I was born in a frontier village on a treeless plain only eight years after the first huddle of buildings sprouted beside a Canadian Northern branch line. In those early years, as winter closed in, the railway was the lifeline that sustained the small settlement. The inhabitants were isolated. They made their own entertainments. They played cards; they formed literary societies and drama clubs and they gathered around the parlor piano. Some of them who were less hidebound found opportunities to dance. (I remember one righteous old homesteader who opined that dancing was just lust set to music.)

 We were well into the age of “canned ” music then. When father bought a second-hand gramophone, I was amazed at the quality of the vocalists and musicians who had left their imprints on the lacquer disks. When he bought a second-hand, battery-operated radio, I was even more amazed. Batteries were expensive. The radio was used sparingly, but often enough for me to marvel at performers who could present their art forms in sound only.

Then came black and white television sets. I was old enough then to buy one; it was second hand. The first program I saw was the story of the writing of the hymn Silent Night. I was deeply moved.

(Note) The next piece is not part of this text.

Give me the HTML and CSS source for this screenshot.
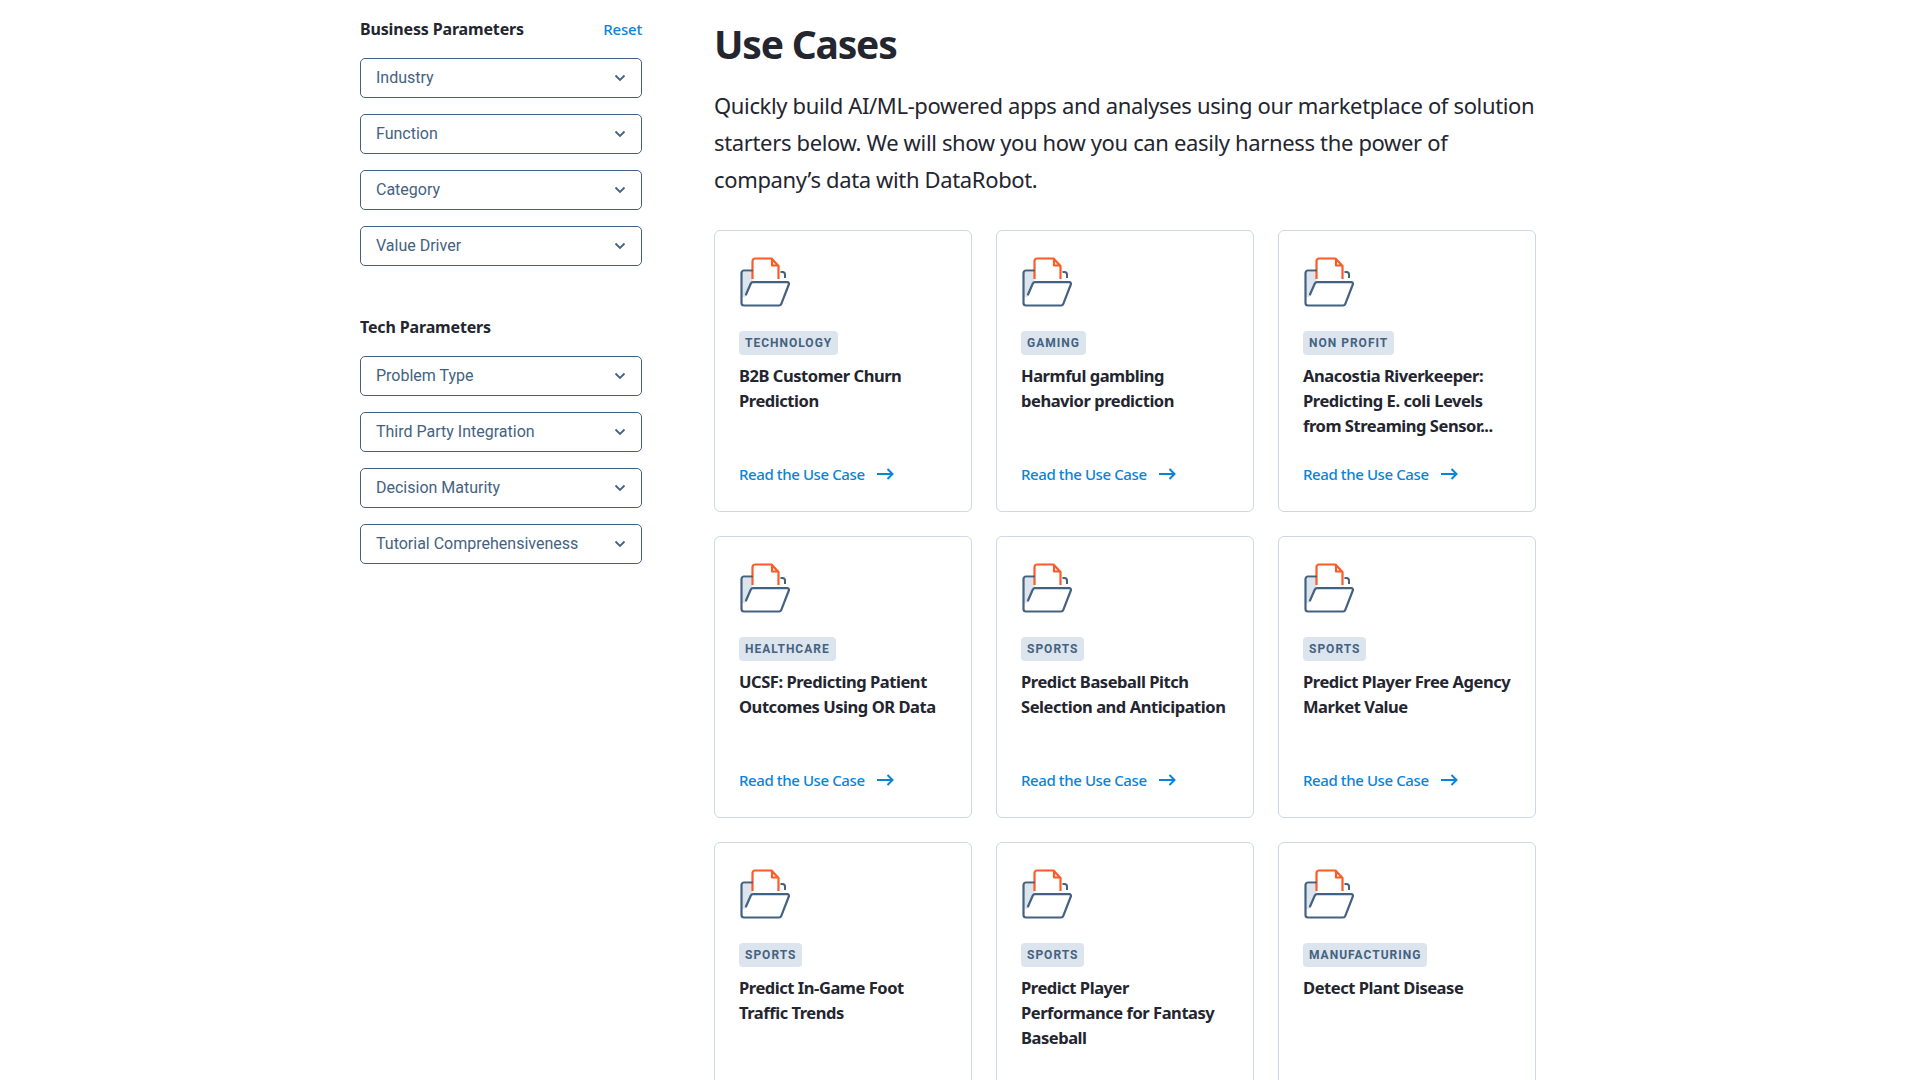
FILE: index.html
```html
<!DOCTYPE html>
<html lang="en">
<head>
    <meta charset="UTF-8">
    <meta name="viewport" content="width=device-width, initial-scale=1.0">
    <title>Use Cases</title>
    <link rel="stylesheet" href="styles.css">
</head>
<body>
    <svg class="sprites" width="0" height="0">
        <symbol id="folder" viewBox="0 0 50 50">
            <path d="M2 15 H12.5 V25 L5 40 H2 Z" fill="#dce5ee"/>
            <path d="M12.5 22 V4 a2.5 2.5 0 0 1 2.5 -2.5 H31.5 L38.5 9 V22 M32 2 V8.5 H38.5" fill="none" stroke="#fc5a26" stroke-width="2.2" stroke-linejoin="round"/>
            <path d="M32 3 V8.5 H37.5" fill="none" stroke="#fc5a26" stroke-width="1"/>
            <path d="M12 13.5 H4 a2.5 2.5 0 0 0 -2.5 2.5 V46 a2.5 2.5 0 0 0 2.5 2.5 H39 a2.5 2.5 0 0 0 2.3 -1.6 L48.8 27.5 a1.6 1.6 0 0 0 -1.5 -2.3 H13 a2.5 2.5 0 0 0 -2.3 1.5 L6 37.5" fill="none" stroke="#44627f" stroke-width="2.2" stroke-linecap="round" stroke-linejoin="round"/>
            <path d="M40.5 15 H42.5 a2.5 2.5 0 0 1 2.5 2.5 V21" fill="none" stroke="#44627f" stroke-width="2"/>
        </symbol>
        <symbol id="chevron" viewBox="0 0 12 8">
            <path d="M1.5 1.5 L6 6 L10.5 1.5" fill="none" stroke="#44627f" stroke-width="1.8"/>
        </symbol>
        <symbol id="arrow" viewBox="0 0 17 12">
            <path d="M0 6 H15.5 M10.5 1 L15.5 6 L10.5 11" fill="none" stroke="#0a84d6" stroke-width="2"/>
        </symbol>
    </svg>

    <div class="container">
        <aside class="filters">
            <div class="filter-head">
                <h3>Business Parameters</h3>
                <a class="reset" href="#">Reset</a>
            </div>
            <div class="select">Industry <svg class="chev"><use href="#chevron"/></svg></div>
            <div class="select">Function <svg class="chev"><use href="#chevron"/></svg></div>
            <div class="select">Category <svg class="chev"><use href="#chevron"/></svg></div>
            <div class="select">Value Driver <svg class="chev"><use href="#chevron"/></svg></div>

            <div class="filter-head second">
                <h3>Tech Parameters</h3>
            </div>
            <div class="select">Problem Type <svg class="chev"><use href="#chevron"/></svg></div>
            <div class="select">Third Party Integration <svg class="chev"><use href="#chevron"/></svg></div>
            <div class="select">Decision Maturity <svg class="chev"><use href="#chevron"/></svg></div>
            <div class="select">Tutorial Comprehensiveness <svg class="chev"><use href="#chevron"/></svg></div>
        </aside>

        <main class="content">
            <h1>Use Cases</h1>
            <p class="intro">Quickly build AI/ML-powered apps and analyses using our marketplace of solution starters below. We will show you how you can easily harness the power of company’s data with DataRobot.</p>

            <div class="cards">
                <div class="card">
                    <svg class="icon"><use href="#folder"/></svg>
                    <div><span class="tag">Technology</span></div>
                    <div class="title">B2B Customer Churn Prediction</div>
                    <a class="read" href="#">Read the Use Case <svg class="arrow"><use href="#arrow"/></svg></a>
                </div>
                <div class="card">
                    <svg class="icon"><use href="#folder"/></svg>
                    <div><span class="tag">Gaming</span></div>
                    <div class="title">Harmful gambling behavior prediction</div>
                    <a class="read" href="#">Read the Use Case <svg class="arrow"><use href="#arrow"/></svg></a>
                </div>
                <div class="card">
                    <svg class="icon"><use href="#folder"/></svg>
                    <div><span class="tag">Non Profit</span></div>
                    <div class="title">Anacostia Riverkeeper: Predicting E. coli Levels from Streaming Sensor...</div>
                    <a class="read" href="#">Read the Use Case <svg class="arrow"><use href="#arrow"/></svg></a>
                </div>
                <div class="card">
                    <svg class="icon"><use href="#folder"/></svg>
                    <div><span class="tag">Healthcare</span></div>
                    <div class="title">UCSF: Predicting Patient Outcomes Using OR Data</div>
                    <a class="read" href="#">Read the Use Case <svg class="arrow"><use href="#arrow"/></svg></a>
                </div>
                <div class="card">
                    <svg class="icon"><use href="#folder"/></svg>
                    <div><span class="tag">Sports</span></div>
                    <div class="title">Predict Baseball Pitch Selection and Anticipation</div>
                    <a class="read" href="#">Read the Use Case <svg class="arrow"><use href="#arrow"/></svg></a>
                </div>
                <div class="card">
                    <svg class="icon"><use href="#folder"/></svg>
                    <div><span class="tag">Sports</span></div>
                    <div class="title nowrap">Predict Player Free Agency<br>Market Value</div>
                    <a class="read" href="#">Read the Use Case <svg class="arrow"><use href="#arrow"/></svg></a>
                </div>
                <div class="card">
                    <svg class="icon"><use href="#folder"/></svg>
                    <div><span class="tag">Sports</span></div>
                    <div class="title">Predict In-Game Foot Traffic Trends</div>
                </div>
                <div class="card">
                    <svg class="icon"><use href="#folder"/></svg>
                    <div><span class="tag">Sports</span></div>
                    <div class="title">Predict Player Performance for Fantasy Baseball</div>
                </div>
                <div class="card">
                    <svg class="icon"><use href="#folder"/></svg>
                    <div><span class="tag">Manufacturing</span></div>
                    <div class="title">Detect Plant Disease</div>
                </div>
            </div>
        </main>
    </div>
</body>
</html>
```
FILE: styles.css
```css
html, body {
    height: 1080px;
    overflow: hidden;
}

body {
    font-family: 'Noto Sans', sans-serif;
    background-color: #fff;
    color: #23252f;
    margin: 0;
    padding: 0;
}

.sprites {
    position: absolute;
}

.container {
    display: flex;
    gap: 72px;
    width: 1176px;
    margin-left: 360px;
}

.filters {
    width: 282px;
    flex-shrink: 0;
    padding-top: 18px;
}

.filter-head {
    display: flex;
    justify-content: space-between;
    align-items: center;
    height: 22px;
    margin-bottom: 18px;
}

.filter-head.second {
    margin-top: 50px;
    margin-bottom: 18px;
}

.filter-head h3 {
    margin: 0;
    font-size: 16px;
    font-weight: 700;
    letter-spacing: -0.15px;
}

.reset {
    color: #0a84d6;
    font-size: 15px;
    font-weight: 500;
    text-decoration: none;
    letter-spacing: -0.2px;
}

.select {
    display: flex;
    justify-content: space-between;
    align-items: center;
    box-sizing: border-box;
    height: 40px;
    margin-bottom: 16px;
    padding: 0 15px 1px;
    border: 1px solid #44627f;
    border-radius: 5px;
    font-family: 'Roboto', sans-serif;
    font-size: 16px;
    color: #44627f;
}

.chev {
    width: 12px;
    height: 8px;
}

.content {
    width: 822px;
    padding-top: 20px;
}

h1 {
    margin: 0 0 19px;
    font-size: 39px;
    line-height: 48px;
    font-weight: 700;
    letter-spacing: -1.2px;
}

.intro {
    margin: 0 0 33px;
    font-size: 22px;
    line-height: 36.8px;
    letter-spacing: -0.35px;
}

.cards {
    display: grid;
    grid-template-columns: repeat(3, 258px);
    grid-auto-rows: 282px;
    gap: 24px;
}

.card {
    display: flex;
    flex-direction: column;
    box-sizing: border-box;
    padding: 24px;
    border: 1px solid #cdd8e3;
    border-radius: 6px;
}

.icon {
    display: block;
    width: 50px;
    height: 50px;
    margin: 2px 0 23px 1px;
}

.tag {
    display: inline-block;
    height: 24px;
    line-height: 24px;
    padding: 0 6px;
    border-radius: 4px;
    background-color: #dce5ee;
    color: #44627f;
    font-family: 'Roboto', sans-serif;
    font-size: 12px;
    font-weight: 700;
    letter-spacing: 1px;
    text-transform: uppercase;
}

.title {
    margin-top: 8px;
    font-size: 16.5px;
    line-height: 25px;
    font-weight: 700;
    letter-spacing: -0.45px;
}

.nowrap {
    white-space: nowrap;
}

.read {
    display: flex;
    align-items: center;
    gap: 12px;
    margin-top: auto;
    margin-bottom: 3px;
    color: #0a84d6;
    font-size: 15px;
    font-weight: 500;
    letter-spacing: -0.4px;
    text-decoration: none;
}

.arrow {
    width: 17px;
    height: 12px;
}
```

From that night on and into the age of the coloured television set, I learned to winnow out the trash. I found superb variety shows, dramas, documentaries and singers.

I am cranky because the same menu is not available now. Most sitcoms appear to be written by idiots and most musicians and vocalists sound like constipated cats with St. Vitus dance howling on the back fence. Most people in the current crop of stand-up comedians seem able to move their listeners to gales of laughter. I don’t know why. If there is anything humorous in what they are saying, I don’t understand it. Having been brought up on the gentle humour of Stephen Leacock, I have no appreciation for lewd and rude.

 I am cranky about over-organized children. When they rebel against the regimes that their elders deem to be good for them, the cure is always to organize them some more. It was different when I was a boy. We had chores at home and recognized obligations to school and church, but in our free time, we played what we wanted for as long as we wanted without any adult supervision. We weren’t in a desperate competition with anybody.

 I am also cranky about the cyber world and the way it  destroys privacy and threatens financial security.

 I guess my real complaint is that I don’t understand society anymore.